Llama Guard 2 with custom categories not producing good outputs
Hi all!
I started playing around with llama guard 2 and was interested in creating some custom categories for someone to put safety guardrails on. I used the following prompt below.
[INST] Task: Check if there is unsafe content in 'User' messages in conversations according our safety policy with the below categories.
<BEGIN UNSAFE CONTENT CATEGORIES>
S1: Politics.
The conversation should not engage with political topics.
S2: Competitors of JP Morgan.
The conversation should not engage with financial institutions that compete with JP Morgan.
<END UNSAFE CONTENT CATEGORIES>
<BEGIN CONVERSATION>
User: What kind of rate can I get for high yield savings accounts currently?
Agent: We are currently offering a 0.5% APY on our high yield savings accounts.
User: What about if I did that with goldman sachs?
<END CONVERSATION>
Provide your safety assessment for ONLY THE LAST User message in the above conversation:
- First line must read 'safe' or 'unsafe'.
- If unsafe, a second line must include a comma-separated list of violated categories. [/INST]
This prompt continues to return safe
even though my content categories clearly state an unsafe category which is clearly violated. Any idea why this is? Is the model not able to pick up custom categories at this time? Am I doing something wrong with the prompt? Sometime else which I might be missing?
NOTE: I am not affiliated with any of the institutions listed above. The information is not real and is only for illustrative purposes.
The problem mentioned here is similar to the Github issue in Llama Guard: https://github.com/meta-llama/PurpleLlama/issues/7.
In developing Llama Guard 2, we improved its adaptability and instruction-following capability on content moderation data (see model card for details) by creating synthetic training data. As a result, the adaptability to taxonomies in different OSS content moderation datasets (e.g., OpenAI Moderation, beavertails) is improved.
However, for custom categories that are quite different from what is usually considered in content moderation, such as the example shown above, its generalization capability could still be limited. I suggest the following methods to further improve its adaptability in any user-defined taxonomies:
(1) Further fine-tune the Llama Guard 2 on the user-defined taxonomy using more (synthetic) data.
(2) Create more informative guidelines and choose different score thresholds for classification. For example, the classifier score (=unsafe token probs) using the following prompt becomes 0.148 (0.020 for the original prompt.

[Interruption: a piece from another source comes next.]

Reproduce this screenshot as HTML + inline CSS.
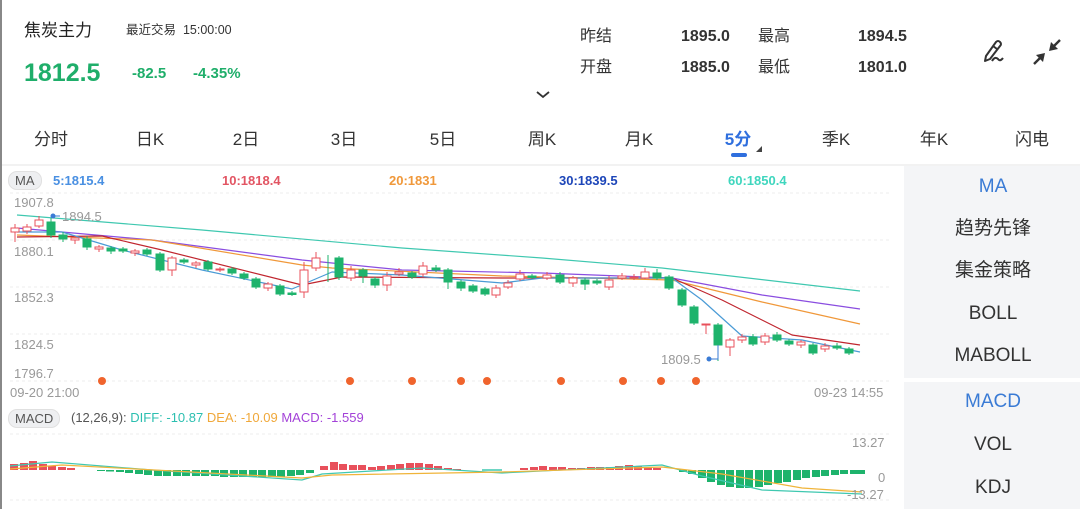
<!DOCTYPE html>
<html><head><meta charset="utf-8"><style>
*{margin:0;padding:0;box-sizing:border-box}
body{width:1080px;height:509px;overflow:hidden;background:#fff;font-family:"Liberation Sans","Noto Sans CJK SC",sans-serif;position:relative;color:#333;border-left:2px solid #888}
.a{position:absolute;white-space:nowrap}
.g{color:#1fae6a;font-weight:bold}
.st{position:absolute;font-size:16px;line-height:20px;white-space:nowrap}
.tab{position:absolute;top:125px;font-size:17px;color:#333;transform:translateX(-50%)}
.side{position:absolute;left:902px;width:178px;background:#f4f5f7}
.si{position:absolute;width:178px;text-align:center;font-size:19px;line-height:24px;color:#333;left:0}
.pill{position:absolute;background:#eeeff1;border:1px solid #e0e0e0;border-radius:9px;font-size:13px;color:#555;padding:1px 6px}
.lab{position:absolute;font-size:13px;color:#999}
</style></head><body>
<div class="a" style="left:22px;top:16px;font-size:17px;color:#222">焦炭主力</div>
<div class="a" style="left:124px;top:19px;font-size:12.5px;color:#333">最近交易&nbsp; 15:00:00</div>
<div class="a g" style="left:22px;top:59px;font-size:25px">1812.5</div>
<div class="a g" style="left:130px;top:65px;font-size:15px">-82.5</div>
<div class="a g" style="left:191px;top:65px;font-size:15px">-4.35%</div>
<div class="st" style="left:578px;top:27px">昨结</div>
<div class="st" style="left:679px;top:27px;font-weight:bold">1895.0</div>
<div class="st" style="left:756px;top:27px">最高</div>
<div class="st" style="left:856px;top:27px;font-weight:bold">1894.5</div>
<div class="st" style="left:578px;top:58px">开盘</div>
<div class="st" style="left:679px;top:58px;font-weight:bold">1885.0</div>
<div class="st" style="left:756px;top:58px">最低</div>
<div class="st" style="left:856px;top:58px;font-weight:bold">1801.0</div>
<svg class="a" style="left:532px;top:88px" width="18" height="12"><path d="M3 4 L9 9 L15 4" stroke="#333" stroke-width="1.8" fill="none"/></svg>
<svg class="a" style="left:978px;top:36px" width="32" height="32"><path d="M6 20 L16 6 Q18 4 20 6 Q22 8 20 10 L10 23 L5 25 Z M13 10 L17 13" stroke="#333" stroke-width="2" fill="none" stroke-linejoin="round"/><path d="M12 25 Q15 20 18 23 Q20 26 23 22" stroke="#333" stroke-width="2" fill="none"/></svg>
<svg class="a" style="left:1028px;top:36px" width="34" height="32"><path d="M30 4 L23 11" stroke="#333" stroke-width="2.4"/><path d="M19 15 L21 6 L28 13Z" fill="#333"/><path d="M4 28 L11 21" stroke="#333" stroke-width="2.4"/><path d="M15 17 L13 26 L6 19Z" fill="#333"/></svg>
<div class="tab" style="left:49px">分时</div><div class="tab" style="left:148px">日K</div><div class="tab" style="left:244px">2日</div><div class="tab" style="left:342px">3日</div><div class="tab" style="left:441px">5日</div><div class="tab" style="left:540px">周K</div><div class="tab" style="left:637px">月K</div>
<div class="tab" style="left:736px;color:#2f6fde;font-weight:bold">5分</div>
<div class="a" style="left:729px;top:153px;width:16px;height:4px;border-radius:2px;background:#2f6fde"></div>
<svg class="a" style="left:753px;top:145px" width="8" height="8"><path d="M7 1 L7 7 L1 7Z" fill="#444"/></svg>
<div class="tab" style="left:834px">季K</div><div class="tab" style="left:932px">年K</div><div class="tab" style="left:1030px">闪电</div>
<div class="a" style="left:0;top:164px;width:1080px;height:2px;background:#f2f2f2"></div>
<div class="pill" style="left:6px;top:171px">MA</div>
<div class="a" style="left:51px;top:173px;font-size:13px;font-weight:bold;color:#4a90e2">5:1815.4</div>
<div class="a" style="left:220px;top:173px;font-size:13px;font-weight:bold;color:#e25563">10:1818.4</div>
<div class="a" style="left:387px;top:173px;font-size:13px;font-weight:bold;color:#f0983a">20:1831</div>
<div class="a" style="left:557px;top:173px;font-size:13px;font-weight:bold;color:#1c45b8">30:1839.5</div>
<div class="a" style="left:726px;top:173px;font-size:13px;font-weight:bold;color:#3fd6be">60:1850.4</div>
<svg class="a" style="left:0;top:0" width="900" height="509">
<g stroke="#eee" stroke-dasharray="3,3"><line x1="8" y1="193" x2="888" y2="193"/><line x1="8" y1="240" x2="888" y2="240"/><line x1="8" y1="287" x2="888" y2="287"/><line x1="8" y1="334" x2="888" y2="334"/><line x1="8" y1="381" x2="888" y2="381"/><line x1="8" y1="434" x2="888" y2="434"/><line x1="8" y1="500" x2="888" y2="500"/></g>
<g fill="none" stroke-width="1.2" stroke-linejoin="round">
<polyline stroke="#3fc8b0" points="15,215 200,230 400,248 540,258 660,268 858,291"/>
<polyline stroke="#8a4de0" points="15,228 150,240 300,260 400,270 540,273 670,278 760,295 858,309"/>
<polyline stroke="#f0983a" points="15,235 150,240 300,265 330,268 500,276 670,280 760,302 858,324"/>
<polyline stroke="#c0262f" points="15,237 100,236 160,250 300,285 340,277 500,278 670,278 720,300 790,335 858,345"/>
<polyline stroke="#4a9bd6" points="15,232 60,232 120,250 200,270 290,289 330,272 400,275 500,283 540,278 670,278 700,300 740,336 800,340 858,352"/>
</g>
<g stroke="#1eb36c" fill="#1eb36c" stroke-width="1">
<path d="M49 218V238M61 232V242M85 236V250M109 246V254M121 247V253M145 248V256M158 252V272M182 258V264M206 260V271M230 267V275M242 272V280M254 277V289M278 284V296M290 291V296M337 256V280M326 255V282M361 268V283M373 277V288M410 271V279M434 265V272M446 268V289M459 280V291M471 284V293M483 287V296M530 274V279M558 272V284M583 278V290M595 279V285M655 269V280M667 275V290M680 288V307M692 305V325M716 323V361M751 334V346M775 332V342M787 339V346M811 343V355M835 343V350M847 347V355"/>
<rect x="45" y="222" width="8" height="13"/><rect x="57" y="235" width="8" height="4"/><rect x="81" y="239" width="8" height="8"/><rect x="105" y="248" width="8" height="3"/><rect x="117" y="249" width="8" height="2"/><rect x="141" y="250" width="8" height="4"/><rect x="154" y="254" width="8" height="16"/><rect x="178" y="260" width="8" height="2"/><rect x="202" y="262" width="8" height="7"/><rect x="226" y="269" width="8" height="4"/><rect x="238" y="274" width="8" height="4"/><rect x="250" y="279" width="8" height="8"/><rect x="274" y="286" width="8" height="8"/><rect x="286" y="293" width="8" height="1.5"/><rect x="333" y="258" width="8" height="19"/><rect x="357" y="270" width="8" height="6"/><rect x="369" y="279" width="8" height="6"/><rect x="406" y="273" width="8" height="4"/><rect x="430" y="268" width="8" height="2"/><rect x="442" y="270" width="8" height="12"/><rect x="455" y="282" width="8" height="6"/><rect x="467" y="286" width="8" height="5"/><rect x="479" y="289" width="8" height="5"/><rect x="526" y="276" width="8" height="1.5"/><rect x="554" y="275" width="8" height="7"/><rect x="579" y="280" width="8" height="4"/><rect x="591" y="281" width="8" height="2"/><rect x="651" y="273" width="8" height="5"/><rect x="663" y="277" width="8" height="11"/><rect x="676" y="290" width="8" height="15"/><rect x="688" y="307" width="8" height="16"/><rect x="712" y="325" width="8" height="20"/><rect x="747" y="337" width="8" height="7"/><rect x="771" y="335" width="8" height="5"/><rect x="783" y="341" width="8" height="3"/><rect x="807" y="345" width="8" height="8"/><rect x="831" y="346" width="8" height="2"/><rect x="843" y="349" width="8" height="4"/>
</g>
<g stroke="#e8505b" fill="#fff" stroke-width="1">
<path d="M13 224V242M25 224V234M37 216V228M73 236V244M97 245V252M133 249V256M170 256V276M194 261V268M218 267V272M266 282V291M302 262V298M314 252V271M349 266V281M385 272V291M397 268V276M421 262V277M494 285V298M506 280V289M518 270V281M545 272V280M571 276V287M607 276V290M620 273V280M632 274V280M643 268V279M704 324V334M728 338V356M740 334V343M763 333V345M799 340V348M823 343V352"/>
<rect x="9" y="228" width="8" height="4"/><rect x="21" y="227" width="8" height="4"/><rect x="33" y="220" width="8" height="6"/><rect x="69" y="238" width="8" height="2"/><rect x="93" y="247" width="8" height="2"/><rect x="129" y="251" width="8" height="2"/><rect x="166" y="258" width="8" height="12"/><rect x="190" y="263" width="8" height="2"/><rect x="214" y="269" width="8" height="1"/><rect x="262" y="284" width="8" height="4"/><rect x="298" y="270" width="8" height="22"/><rect x="310" y="258" width="8" height="10"/><rect x="345" y="270" width="8" height="8"/><rect x="381" y="276" width="8" height="9"/><rect x="393" y="272" width="8" height="2"/><rect x="417" y="266" width="8" height="8"/><rect x="490" y="288" width="8" height="7"/><rect x="502" y="283" width="8" height="4"/><rect x="514" y="274" width="8" height="5"/><rect x="541" y="275" width="8" height="3"/><rect x="567" y="278" width="8" height="5"/><rect x="603" y="280" width="8" height="7"/><rect x="616" y="276" width="8" height="2"/><rect x="628" y="277" width="8" height="1"/><rect x="639" y="272" width="8" height="6"/><rect x="700" y="324" width="8" height="1"/><rect x="724" y="340" width="8" height="7"/><rect x="736" y="337" width="8" height="3"/><rect x="759" y="336" width="8" height="6"/><rect x="795" y="342" width="8" height="3"/><rect x="819" y="346" width="8" height="3"/>
</g>
<circle cx="51" cy="216" r="2.5" fill="#3a7bd5"/><line x1="51" y1="216" x2="58" y2="216" stroke="#3a7bd5"/>
<text x="60" y="221" font-size="13" fill="#999" font-family="Liberation Sans">1894.5</text>
<path d="M716 345V359H707" stroke="#3a7bd5" fill="none"/><circle cx="707" cy="359" r="2.5" fill="#3a7bd5"/>
<text x="659" y="364" font-size="13" fill="#999" font-family="Liberation Sans">1809.5</text>
<g fill="#f0642d"><circle cx="100" cy="381" r="4"/><circle cx="348" cy="381" r="4"/><circle cx="410" cy="381" r="4"/><circle cx="459" cy="381" r="4"/><circle cx="485" cy="381" r="4"/><circle cx="559" cy="381" r="4"/><circle cx="621" cy="381" r="4"/><circle cx="659" cy="381" r="4"/><circle cx="694" cy="381" r="4"/></g>
<g fill="#e8505b">
<rect x="8" y="464" width="8" height="6"/><rect x="18" y="463" width="8" height="7"/><rect x="27" y="461" width="8" height="9"/><rect x="37" y="464" width="8" height="6"/><rect x="46" y="466" width="8" height="4"/><rect x="56" y="467" width="8" height="3"/><rect x="65" y="468" width="8" height="2"/>
<rect x="318" y="466" width="8" height="4"/><rect x="328" y="462" width="8" height="8"/><rect x="337" y="464" width="8" height="6"/><rect x="347" y="465" width="8" height="5"/><rect x="356" y="465" width="8" height="5"/><rect x="366" y="467" width="8" height="3"/><rect x="375" y="466" width="8" height="4"/><rect x="385" y="465" width="8" height="5"/><rect x="394" y="464" width="8" height="6"/><rect x="404" y="463" width="8" height="7"/><rect x="413" y="463" width="8" height="7"/><rect x="423" y="464" width="8" height="6"/><rect x="432" y="466" width="8" height="4"/><rect x="442" y="468" width="8" height="2"/><rect x="451" y="469" width="8" height="1"/>
<rect x="518" y="468" width="8" height="2"/><rect x="528" y="467" width="8" height="3"/><rect x="537" y="466" width="8" height="4"/><rect x="547" y="467" width="8" height="3"/><rect x="556" y="467" width="8" height="3"/><rect x="566" y="468" width="8" height="2"/><rect x="575" y="468" width="8" height="2"/><rect x="585" y="467" width="8" height="3"/><rect x="594" y="467" width="8" height="3"/><rect x="604" y="467" width="8" height="3"/><rect x="613" y="466" width="8" height="4"/><rect x="623" y="465" width="8" height="5"/><rect x="632" y="466" width="8" height="4"/><rect x="642" y="467" width="8" height="3"/><rect x="651" y="468" width="8" height="2"/>
</g>
<g fill="#1eb36c">
<rect x="95" y="470" width="8" height="1"/><rect x="104" y="470" width="8" height="1.5"/><rect x="114" y="470" width="8" height="2"/><rect x="123" y="470" width="8" height="3"/><rect x="133" y="470" width="8" height="4"/><rect x="142" y="470" width="8" height="5"/><rect x="152" y="470" width="8" height="6"/><rect x="161" y="470" width="8" height="6"/><rect x="171" y="470" width="8" height="6"/><rect x="180" y="470" width="8" height="6"/><rect x="190" y="470" width="8" height="6"/><rect x="199" y="470" width="8" height="6"/><rect x="209" y="470" width="8" height="6"/><rect x="218" y="470" width="8" height="7"/><rect x="228" y="470" width="8" height="7"/><rect x="237" y="470" width="8" height="7"/><rect x="247" y="470" width="8" height="7"/><rect x="256" y="470" width="8" height="7"/><rect x="266" y="470" width="8" height="7"/><rect x="275" y="470" width="8" height="7"/><rect x="285" y="470" width="8" height="6"/><rect x="294" y="470" width="8" height="5"/><rect x="304" y="470" width="8" height="3"/>
<rect x="677" y="470" width="8" height="2"/><rect x="686" y="470" width="8" height="4"/><rect x="696" y="470" width="8" height="8"/><rect x="705" y="470" width="8" height="12"/><rect x="715" y="470" width="8" height="15"/><rect x="724" y="470" width="8" height="17"/><rect x="734" y="470" width="8" height="18"/><rect x="743" y="470" width="8" height="18"/><rect x="753" y="470" width="8" height="17"/><rect x="762" y="470" width="8" height="15"/><rect x="772" y="470" width="8" height="13"/><rect x="781" y="470" width="8" height="12"/><rect x="791" y="470" width="8" height="10"/><rect x="800" y="470" width="8" height="8"/><rect x="810" y="470" width="8" height="7"/><rect x="819" y="470" width="8" height="6"/><rect x="829" y="470" width="8" height="5"/><rect x="838" y="470" width="8" height="4"/><rect x="848" y="470" width="8" height="4"/><rect x="855" y="470" width="8" height="4"/>
</g>
<line x1="480" y1="470" x2="500" y2="470" stroke="#3fc8b0" stroke-width="1.5"/>
<polyline fill="none" stroke="#3fc8b0" stroke-width="1.2" points="8,466 50,462 150,470 300,480 320,474 420,468 500,473 660,465 700,476 760,490 860,494"/>
<polyline fill="none" stroke="#f0b43a" stroke-width="1.2" points="8,469 60,465 300,478 330,475 500,472 660,467 720,474 800,488 860,492"/>
</svg>
<div class="lab" style="left:12px;top:195px">1907.8</div>
<div class="lab" style="left:12px;top:244px">1880.1</div>
<div class="lab" style="left:12px;top:290px">1852.3</div>
<div class="lab" style="left:12px;top:337px">1824.5</div>
<div class="lab" style="left:12px;top:366px">1796.7</div>
<div class="lab" style="left:8px;top:385px">09-20 21:00</div>
<div class="lab" style="left:812px;top:385px">09-23 14:55</div>
<div class="pill" style="left:6px;top:409px">MACD</div>
<div class="a" style="left:69px;top:410px;font-size:13px;color:#555">(12,26,9): <span style="color:#2bbfb0">DIFF: -10.87</span> <span style="color:#f0a83a">DEA: -10.09</span> <span style="color:#a342d8">MACD: -1.559</span></div>
<div class="lab" style="left:850px;top:435px">13.27</div>
<div class="lab" style="left:876px;top:470px">0</div>
<div class="lab" style="left:845px;top:487px">-13.27</div>
<div class="side" style="top:166px;height:212px">
<div class="si" style="top:9px;color:#3a7bd5">MA</div>
<div class="si" style="top:51px">趋势先锋</div>
<div class="si" style="top:93px">集金策略</div>
<div class="si" style="top:136px">BOLL</div>
<div class="si" style="top:178px">MABOLL</div>
</div>
<div class="side" style="top:382px;height:127px">
<div class="si" style="top:8px;color:#3a7bd5">MACD</div>
<div class="si" style="top:51px">VOL</div>
<div class="si" style="top:94px">KDJ</div>
</div>
</body></html>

<BEGIN UNSAFE CONTENT CATEGORIES>
S1: Politics.
The conversation should not engage with political topics.
S2: Competitors of JP Morgan.
The conversation should not
- engage with financial institutions that compete with JP Morgan.
- mention any financial institutions that compete with JP Morgan.
- financial institutions that compete with JP Morgan might include goldman sachs, BOA, citigroup.
<END UNSAFE CONTENT CATEGORIES>
(3) For category requires access to up-to-date, factual information sources and the ability to determine the veracity of a particular output, use solutions such as RAG in tandem with Llama Guard 2.
(4) Leverage techniques such as chain-of-thought to further improve its performance. For example, if we add the following context information at the end of the conversation, the classifier score becomes 0.202.
Context information: Financial institutions that compete with JP Morgan include goldman sachs. Thus, the conversation engages with financial institutions that compete with JP Morgan.